MATERIAL SHOWN
* Start *
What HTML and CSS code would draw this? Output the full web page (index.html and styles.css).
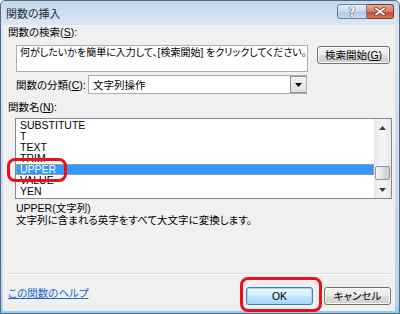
* End *
* Start *
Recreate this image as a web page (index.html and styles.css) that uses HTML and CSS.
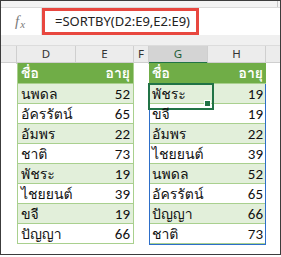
* End *
* Start *
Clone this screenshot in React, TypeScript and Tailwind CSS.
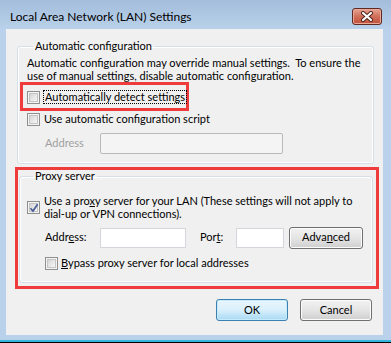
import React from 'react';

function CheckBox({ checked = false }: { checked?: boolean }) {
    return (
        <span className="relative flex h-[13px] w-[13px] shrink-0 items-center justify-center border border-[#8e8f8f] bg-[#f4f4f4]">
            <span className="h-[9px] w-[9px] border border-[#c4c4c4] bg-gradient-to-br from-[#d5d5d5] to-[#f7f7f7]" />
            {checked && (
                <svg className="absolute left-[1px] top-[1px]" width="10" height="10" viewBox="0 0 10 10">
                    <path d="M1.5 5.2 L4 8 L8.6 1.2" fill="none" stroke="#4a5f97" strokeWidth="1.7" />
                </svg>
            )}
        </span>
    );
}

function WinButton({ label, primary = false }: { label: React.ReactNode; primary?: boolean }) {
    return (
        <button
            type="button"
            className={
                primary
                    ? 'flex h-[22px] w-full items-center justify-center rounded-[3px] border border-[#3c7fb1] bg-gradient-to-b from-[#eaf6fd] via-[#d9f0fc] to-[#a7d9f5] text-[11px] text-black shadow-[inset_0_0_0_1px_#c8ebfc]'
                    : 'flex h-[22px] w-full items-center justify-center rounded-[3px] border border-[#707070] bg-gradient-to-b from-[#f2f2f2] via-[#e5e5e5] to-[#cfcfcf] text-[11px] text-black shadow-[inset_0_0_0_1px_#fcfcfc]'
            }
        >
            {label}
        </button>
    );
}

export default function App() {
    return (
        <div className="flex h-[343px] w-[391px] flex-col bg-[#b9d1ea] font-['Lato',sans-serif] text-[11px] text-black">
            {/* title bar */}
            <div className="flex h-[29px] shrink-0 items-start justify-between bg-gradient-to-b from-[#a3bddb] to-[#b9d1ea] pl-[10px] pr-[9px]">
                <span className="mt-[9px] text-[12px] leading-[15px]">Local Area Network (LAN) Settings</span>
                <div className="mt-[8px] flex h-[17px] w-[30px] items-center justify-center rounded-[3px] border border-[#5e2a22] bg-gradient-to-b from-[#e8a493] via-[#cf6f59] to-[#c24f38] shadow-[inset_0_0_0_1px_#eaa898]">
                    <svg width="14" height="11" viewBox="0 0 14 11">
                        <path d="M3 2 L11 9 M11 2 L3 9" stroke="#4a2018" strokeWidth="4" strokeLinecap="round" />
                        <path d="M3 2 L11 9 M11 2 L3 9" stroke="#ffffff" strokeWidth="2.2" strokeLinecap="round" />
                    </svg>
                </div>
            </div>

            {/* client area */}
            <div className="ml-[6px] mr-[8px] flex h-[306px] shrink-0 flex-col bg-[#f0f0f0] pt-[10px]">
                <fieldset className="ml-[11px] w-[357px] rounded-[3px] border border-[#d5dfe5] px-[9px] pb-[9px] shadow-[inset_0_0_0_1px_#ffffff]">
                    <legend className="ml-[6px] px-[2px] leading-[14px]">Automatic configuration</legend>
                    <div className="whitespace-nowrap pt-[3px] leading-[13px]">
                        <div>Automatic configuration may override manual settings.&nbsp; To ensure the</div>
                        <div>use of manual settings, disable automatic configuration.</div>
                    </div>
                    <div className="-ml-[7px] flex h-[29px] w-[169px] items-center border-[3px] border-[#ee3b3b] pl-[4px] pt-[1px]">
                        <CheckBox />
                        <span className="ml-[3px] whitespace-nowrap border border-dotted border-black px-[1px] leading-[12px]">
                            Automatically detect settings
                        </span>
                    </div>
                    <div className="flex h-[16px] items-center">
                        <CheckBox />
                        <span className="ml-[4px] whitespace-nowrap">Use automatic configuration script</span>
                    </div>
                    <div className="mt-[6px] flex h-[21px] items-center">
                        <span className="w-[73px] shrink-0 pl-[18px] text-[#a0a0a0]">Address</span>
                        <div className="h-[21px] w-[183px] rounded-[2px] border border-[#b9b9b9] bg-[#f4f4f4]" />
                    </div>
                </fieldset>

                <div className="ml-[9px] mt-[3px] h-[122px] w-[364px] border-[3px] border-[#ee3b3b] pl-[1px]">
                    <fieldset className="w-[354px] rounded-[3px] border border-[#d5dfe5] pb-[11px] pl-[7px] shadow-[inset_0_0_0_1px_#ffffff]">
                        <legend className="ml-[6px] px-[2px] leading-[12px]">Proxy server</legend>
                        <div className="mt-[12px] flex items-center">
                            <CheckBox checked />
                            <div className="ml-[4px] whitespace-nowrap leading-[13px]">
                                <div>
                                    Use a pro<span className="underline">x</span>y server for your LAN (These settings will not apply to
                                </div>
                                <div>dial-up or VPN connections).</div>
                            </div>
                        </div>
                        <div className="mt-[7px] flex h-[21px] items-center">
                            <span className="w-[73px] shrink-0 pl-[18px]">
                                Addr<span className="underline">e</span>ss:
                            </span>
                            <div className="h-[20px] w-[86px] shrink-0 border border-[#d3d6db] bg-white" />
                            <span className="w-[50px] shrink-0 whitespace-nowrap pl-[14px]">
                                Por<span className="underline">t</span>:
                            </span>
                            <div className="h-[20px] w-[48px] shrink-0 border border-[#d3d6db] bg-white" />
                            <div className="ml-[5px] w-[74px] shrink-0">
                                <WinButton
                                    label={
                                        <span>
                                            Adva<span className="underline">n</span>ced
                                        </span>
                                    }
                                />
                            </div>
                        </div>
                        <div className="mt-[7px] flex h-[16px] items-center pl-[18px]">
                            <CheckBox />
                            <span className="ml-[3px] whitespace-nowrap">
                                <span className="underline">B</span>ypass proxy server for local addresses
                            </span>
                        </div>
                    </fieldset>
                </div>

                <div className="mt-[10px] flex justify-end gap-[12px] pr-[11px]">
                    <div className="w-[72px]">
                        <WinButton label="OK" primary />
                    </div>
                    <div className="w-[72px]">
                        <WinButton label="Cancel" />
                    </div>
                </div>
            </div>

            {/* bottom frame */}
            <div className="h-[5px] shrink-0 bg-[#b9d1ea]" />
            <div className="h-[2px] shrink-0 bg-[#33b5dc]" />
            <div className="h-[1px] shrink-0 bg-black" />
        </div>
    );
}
* End *
WHAT THIS TASK INVOLVES
Return each line of the data that contains the string "html".

TASK RESPONSE
What HTML and CSS code would draw this? Output the full web page (index.html and styles.css).
Recreate this image as a web page (index.html and styles.css) that uses HTML and CSS.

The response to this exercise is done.